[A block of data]
-=-=-

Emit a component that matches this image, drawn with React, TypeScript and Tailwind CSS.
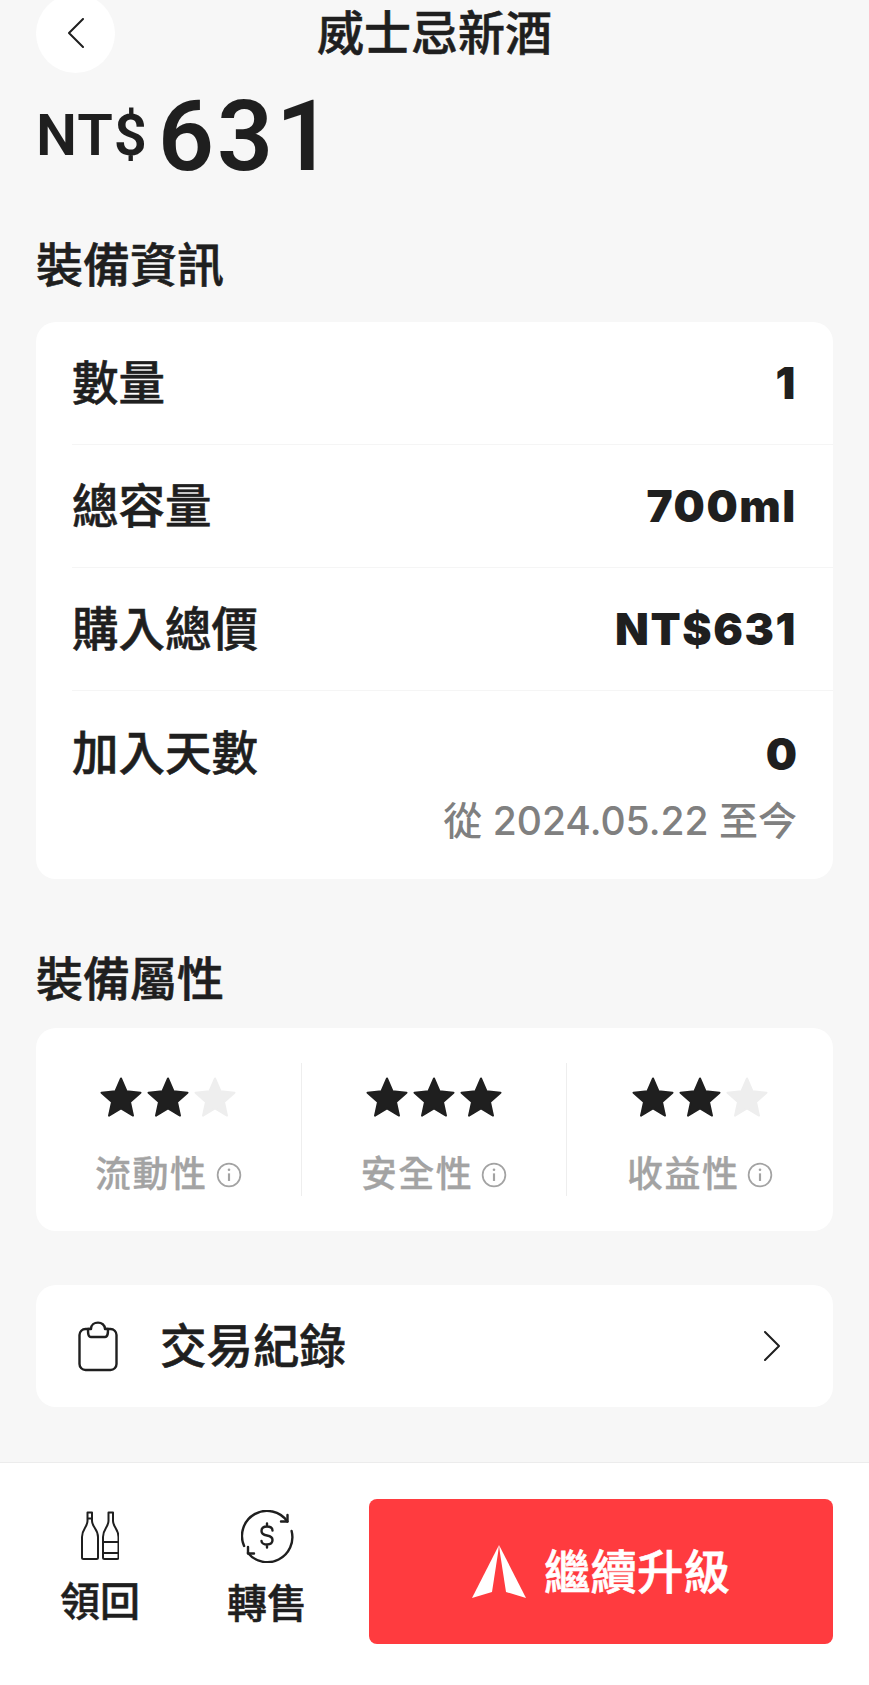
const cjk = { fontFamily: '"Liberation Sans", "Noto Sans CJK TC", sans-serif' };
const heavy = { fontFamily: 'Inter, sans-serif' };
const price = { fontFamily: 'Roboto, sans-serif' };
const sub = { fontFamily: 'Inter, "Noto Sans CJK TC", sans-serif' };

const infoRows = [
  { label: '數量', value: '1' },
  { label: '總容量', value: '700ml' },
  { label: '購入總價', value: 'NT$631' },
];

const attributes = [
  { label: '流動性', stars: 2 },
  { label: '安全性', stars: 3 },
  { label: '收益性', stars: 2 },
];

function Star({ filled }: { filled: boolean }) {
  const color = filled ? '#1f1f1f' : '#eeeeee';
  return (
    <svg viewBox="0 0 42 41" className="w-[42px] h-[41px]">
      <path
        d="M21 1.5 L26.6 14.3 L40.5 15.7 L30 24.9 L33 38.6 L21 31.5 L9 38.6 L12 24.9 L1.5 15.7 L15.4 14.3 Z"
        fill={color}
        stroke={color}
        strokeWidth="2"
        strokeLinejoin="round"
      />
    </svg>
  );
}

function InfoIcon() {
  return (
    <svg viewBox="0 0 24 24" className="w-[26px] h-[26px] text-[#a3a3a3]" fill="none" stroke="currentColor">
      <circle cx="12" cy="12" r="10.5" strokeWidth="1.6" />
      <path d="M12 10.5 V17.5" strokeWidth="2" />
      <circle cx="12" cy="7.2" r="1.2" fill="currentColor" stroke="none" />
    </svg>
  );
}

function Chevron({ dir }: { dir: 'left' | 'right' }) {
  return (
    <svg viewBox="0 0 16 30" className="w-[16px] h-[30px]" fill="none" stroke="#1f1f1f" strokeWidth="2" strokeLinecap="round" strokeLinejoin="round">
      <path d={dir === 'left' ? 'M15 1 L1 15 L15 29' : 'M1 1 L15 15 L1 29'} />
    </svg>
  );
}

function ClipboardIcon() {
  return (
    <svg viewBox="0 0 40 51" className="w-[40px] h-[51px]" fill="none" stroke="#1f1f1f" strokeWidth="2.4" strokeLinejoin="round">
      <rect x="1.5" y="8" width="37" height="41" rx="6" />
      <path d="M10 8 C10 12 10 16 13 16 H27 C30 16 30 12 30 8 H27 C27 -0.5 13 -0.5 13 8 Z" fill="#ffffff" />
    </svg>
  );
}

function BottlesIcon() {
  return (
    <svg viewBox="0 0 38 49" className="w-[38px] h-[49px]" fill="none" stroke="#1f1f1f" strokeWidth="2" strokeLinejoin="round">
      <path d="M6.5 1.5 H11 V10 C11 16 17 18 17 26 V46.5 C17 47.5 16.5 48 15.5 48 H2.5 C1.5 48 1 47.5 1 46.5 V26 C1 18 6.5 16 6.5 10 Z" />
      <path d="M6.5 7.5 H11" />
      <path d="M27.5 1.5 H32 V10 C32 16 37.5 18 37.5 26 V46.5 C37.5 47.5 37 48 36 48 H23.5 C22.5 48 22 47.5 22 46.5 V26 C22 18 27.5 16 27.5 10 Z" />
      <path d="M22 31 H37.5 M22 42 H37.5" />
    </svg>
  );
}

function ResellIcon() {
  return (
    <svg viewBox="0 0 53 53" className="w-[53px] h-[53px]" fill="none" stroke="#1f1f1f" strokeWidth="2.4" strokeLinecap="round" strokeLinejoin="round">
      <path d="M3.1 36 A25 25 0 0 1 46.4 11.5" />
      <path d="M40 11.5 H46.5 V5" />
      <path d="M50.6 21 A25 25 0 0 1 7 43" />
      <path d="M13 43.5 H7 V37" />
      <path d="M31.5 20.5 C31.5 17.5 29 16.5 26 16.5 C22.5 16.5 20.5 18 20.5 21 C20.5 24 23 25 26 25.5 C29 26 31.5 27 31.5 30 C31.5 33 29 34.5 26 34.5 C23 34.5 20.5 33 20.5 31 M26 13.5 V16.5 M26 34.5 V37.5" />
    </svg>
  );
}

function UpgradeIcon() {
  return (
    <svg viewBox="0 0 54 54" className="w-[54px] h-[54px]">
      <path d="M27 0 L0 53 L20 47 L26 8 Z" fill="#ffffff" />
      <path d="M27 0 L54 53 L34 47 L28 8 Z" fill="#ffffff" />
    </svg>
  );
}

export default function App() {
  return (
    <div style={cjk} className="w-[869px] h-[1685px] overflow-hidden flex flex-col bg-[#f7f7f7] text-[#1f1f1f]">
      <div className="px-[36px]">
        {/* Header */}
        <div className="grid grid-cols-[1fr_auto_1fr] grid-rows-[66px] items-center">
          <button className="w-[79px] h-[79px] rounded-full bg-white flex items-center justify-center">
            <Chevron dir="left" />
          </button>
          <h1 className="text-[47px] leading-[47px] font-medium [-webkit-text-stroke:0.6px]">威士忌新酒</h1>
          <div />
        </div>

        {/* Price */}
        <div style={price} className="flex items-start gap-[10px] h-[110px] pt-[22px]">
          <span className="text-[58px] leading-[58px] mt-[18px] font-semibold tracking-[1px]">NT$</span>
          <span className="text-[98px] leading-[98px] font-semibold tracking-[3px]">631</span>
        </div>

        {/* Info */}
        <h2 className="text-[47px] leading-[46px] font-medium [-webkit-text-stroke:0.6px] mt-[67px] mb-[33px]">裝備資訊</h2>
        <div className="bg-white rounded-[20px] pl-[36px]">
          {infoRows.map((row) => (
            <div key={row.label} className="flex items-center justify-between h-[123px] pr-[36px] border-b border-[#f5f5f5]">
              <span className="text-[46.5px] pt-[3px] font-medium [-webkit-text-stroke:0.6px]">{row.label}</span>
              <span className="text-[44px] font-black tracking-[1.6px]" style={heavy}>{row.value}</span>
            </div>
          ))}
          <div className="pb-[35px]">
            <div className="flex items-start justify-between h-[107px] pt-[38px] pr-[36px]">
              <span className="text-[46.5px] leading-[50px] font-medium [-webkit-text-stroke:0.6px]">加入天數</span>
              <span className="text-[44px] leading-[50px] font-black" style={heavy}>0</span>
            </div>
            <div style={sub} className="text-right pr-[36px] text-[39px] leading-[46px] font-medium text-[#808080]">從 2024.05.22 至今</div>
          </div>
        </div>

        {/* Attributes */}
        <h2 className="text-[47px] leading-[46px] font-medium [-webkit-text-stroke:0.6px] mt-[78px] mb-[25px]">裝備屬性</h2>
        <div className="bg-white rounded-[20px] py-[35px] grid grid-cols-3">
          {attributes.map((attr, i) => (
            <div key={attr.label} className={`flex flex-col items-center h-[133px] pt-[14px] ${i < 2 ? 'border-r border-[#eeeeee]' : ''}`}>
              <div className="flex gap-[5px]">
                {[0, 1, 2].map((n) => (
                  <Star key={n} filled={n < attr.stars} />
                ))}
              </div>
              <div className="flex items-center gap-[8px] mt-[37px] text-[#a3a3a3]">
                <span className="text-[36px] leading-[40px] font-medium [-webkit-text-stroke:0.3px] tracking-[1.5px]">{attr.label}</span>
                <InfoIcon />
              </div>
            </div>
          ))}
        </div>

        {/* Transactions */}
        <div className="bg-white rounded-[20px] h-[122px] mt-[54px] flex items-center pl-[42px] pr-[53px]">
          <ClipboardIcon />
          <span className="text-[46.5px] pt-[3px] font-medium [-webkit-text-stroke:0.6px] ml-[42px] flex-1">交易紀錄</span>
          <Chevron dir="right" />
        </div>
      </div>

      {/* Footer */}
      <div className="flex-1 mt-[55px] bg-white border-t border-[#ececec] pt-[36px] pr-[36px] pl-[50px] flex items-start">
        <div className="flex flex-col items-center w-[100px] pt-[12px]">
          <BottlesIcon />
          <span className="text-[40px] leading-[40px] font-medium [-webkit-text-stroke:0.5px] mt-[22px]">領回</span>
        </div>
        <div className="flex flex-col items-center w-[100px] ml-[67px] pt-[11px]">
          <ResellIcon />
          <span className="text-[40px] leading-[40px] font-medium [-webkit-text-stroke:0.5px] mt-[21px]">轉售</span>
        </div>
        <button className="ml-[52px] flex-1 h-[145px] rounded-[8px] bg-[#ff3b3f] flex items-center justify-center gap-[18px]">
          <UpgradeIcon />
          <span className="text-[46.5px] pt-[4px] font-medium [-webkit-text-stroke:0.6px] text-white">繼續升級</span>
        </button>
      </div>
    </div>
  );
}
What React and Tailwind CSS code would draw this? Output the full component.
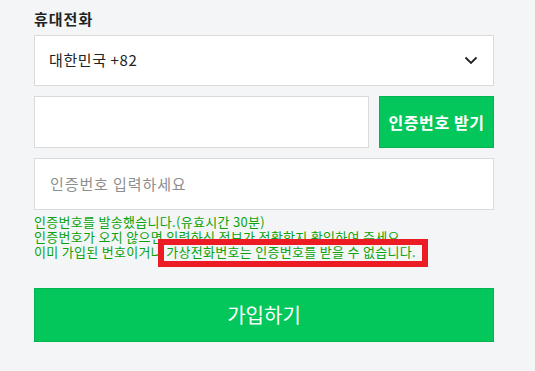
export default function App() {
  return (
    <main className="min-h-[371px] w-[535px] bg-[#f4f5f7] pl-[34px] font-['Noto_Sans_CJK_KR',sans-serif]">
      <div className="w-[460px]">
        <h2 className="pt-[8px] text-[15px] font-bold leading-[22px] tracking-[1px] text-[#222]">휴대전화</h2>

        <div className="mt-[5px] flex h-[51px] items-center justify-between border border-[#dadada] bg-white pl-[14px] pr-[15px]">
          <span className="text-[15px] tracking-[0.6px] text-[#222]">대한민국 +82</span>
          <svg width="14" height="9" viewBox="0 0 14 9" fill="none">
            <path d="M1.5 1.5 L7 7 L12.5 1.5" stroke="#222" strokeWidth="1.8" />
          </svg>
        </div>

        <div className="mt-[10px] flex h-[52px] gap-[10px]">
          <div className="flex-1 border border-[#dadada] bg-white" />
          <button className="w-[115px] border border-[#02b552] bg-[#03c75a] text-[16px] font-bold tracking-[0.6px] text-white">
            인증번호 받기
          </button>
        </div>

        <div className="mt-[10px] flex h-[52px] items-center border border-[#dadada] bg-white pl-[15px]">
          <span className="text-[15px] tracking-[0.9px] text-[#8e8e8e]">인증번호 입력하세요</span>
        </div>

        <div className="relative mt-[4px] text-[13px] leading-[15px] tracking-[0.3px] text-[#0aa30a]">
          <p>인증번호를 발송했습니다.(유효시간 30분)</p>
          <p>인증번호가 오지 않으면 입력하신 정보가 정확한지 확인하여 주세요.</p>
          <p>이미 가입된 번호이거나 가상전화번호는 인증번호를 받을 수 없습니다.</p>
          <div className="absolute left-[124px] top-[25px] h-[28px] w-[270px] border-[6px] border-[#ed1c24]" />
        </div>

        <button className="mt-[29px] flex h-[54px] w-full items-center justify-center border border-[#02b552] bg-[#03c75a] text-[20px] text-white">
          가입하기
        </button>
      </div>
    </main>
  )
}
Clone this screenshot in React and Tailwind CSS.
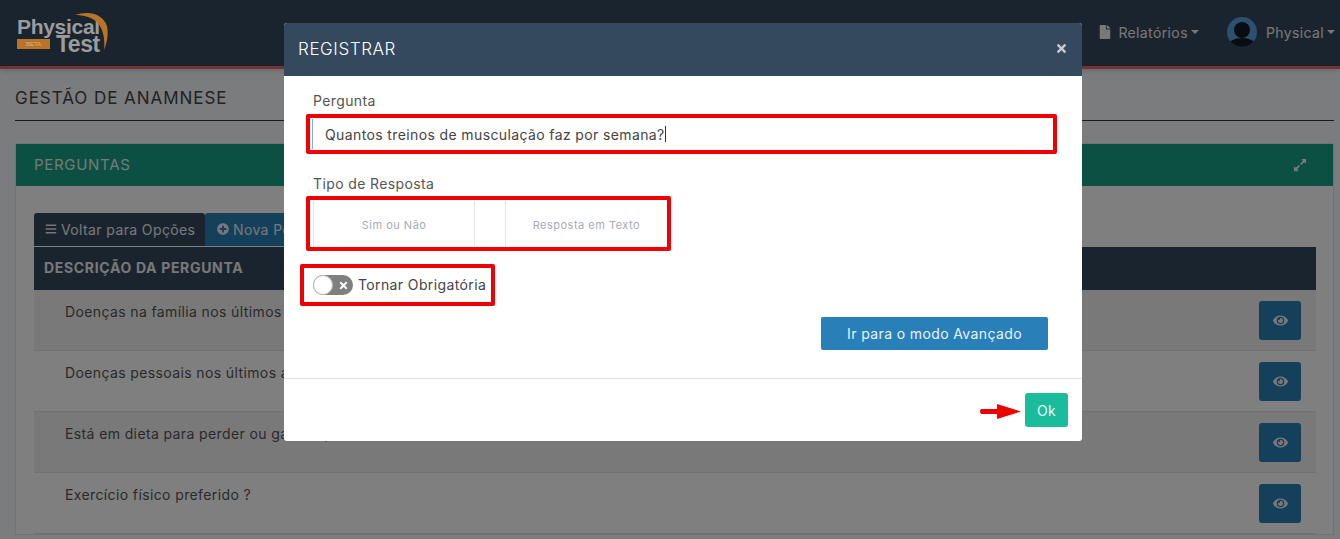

-=-=-

● Given request
The lines to reproduce run from the one above containing "What React and" through the one containing "text-[15px] font-bold leading-[22px]". Copy them exactly and leave out all pictures.

● Written response
What React and Tailwind CSS code would draw this? Output the full component.
export default function App() {
  return (
    <main className="min-h-[371px] w-[535px] bg-[#f4f5f7] pl-[34px] font-['Noto_Sans_CJK_KR',sans-serif]">
      <div className="w-[460px]">
        <h2 className="pt-[8px] text-[15px] font-bold leading-[22px] tracking-[1px] text-[#222]">휴대전화</h2>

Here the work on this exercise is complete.